• [Written task] Note each line where "this" appears, and copy it.

• [Exercise data]
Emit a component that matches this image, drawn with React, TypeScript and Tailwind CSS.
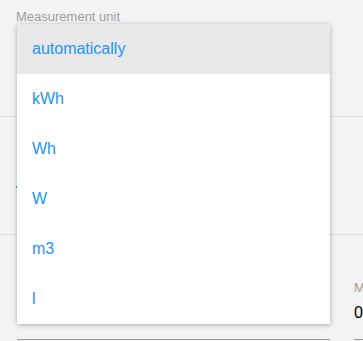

...

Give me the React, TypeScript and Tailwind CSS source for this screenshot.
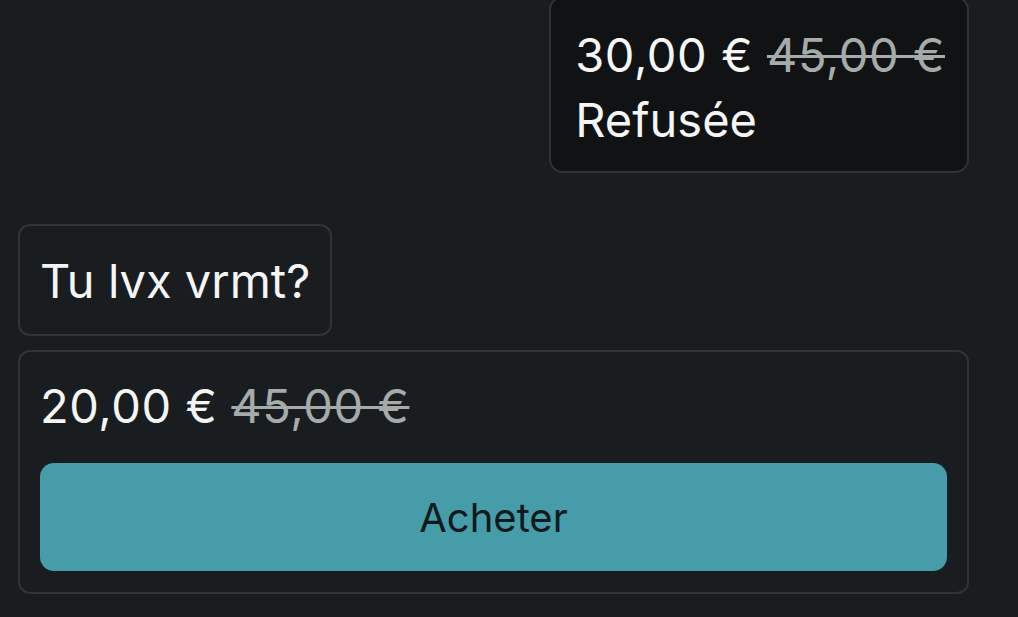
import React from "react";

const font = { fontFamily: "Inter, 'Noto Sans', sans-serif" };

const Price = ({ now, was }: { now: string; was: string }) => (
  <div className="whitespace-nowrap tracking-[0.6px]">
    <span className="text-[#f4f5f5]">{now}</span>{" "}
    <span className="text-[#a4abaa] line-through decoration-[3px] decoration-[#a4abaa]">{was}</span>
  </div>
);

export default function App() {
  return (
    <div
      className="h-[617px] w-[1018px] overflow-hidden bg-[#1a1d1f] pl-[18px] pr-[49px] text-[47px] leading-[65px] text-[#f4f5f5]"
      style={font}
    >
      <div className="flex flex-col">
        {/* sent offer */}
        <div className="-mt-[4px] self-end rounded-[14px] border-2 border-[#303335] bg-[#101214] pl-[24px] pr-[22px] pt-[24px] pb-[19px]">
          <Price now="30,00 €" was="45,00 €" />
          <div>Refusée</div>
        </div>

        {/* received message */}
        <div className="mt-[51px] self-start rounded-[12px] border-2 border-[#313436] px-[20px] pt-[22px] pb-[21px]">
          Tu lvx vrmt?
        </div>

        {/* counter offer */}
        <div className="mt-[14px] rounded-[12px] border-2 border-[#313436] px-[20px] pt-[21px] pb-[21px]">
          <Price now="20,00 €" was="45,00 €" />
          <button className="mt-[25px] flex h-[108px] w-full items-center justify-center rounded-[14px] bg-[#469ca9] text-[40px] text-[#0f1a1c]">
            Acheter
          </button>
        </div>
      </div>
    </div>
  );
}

• [Response to the task]
Emit a component that matches this image, drawn with React, TypeScript and Tailwind CSS.
Give me the React, TypeScript and Tailwind CSS source for this screenshot.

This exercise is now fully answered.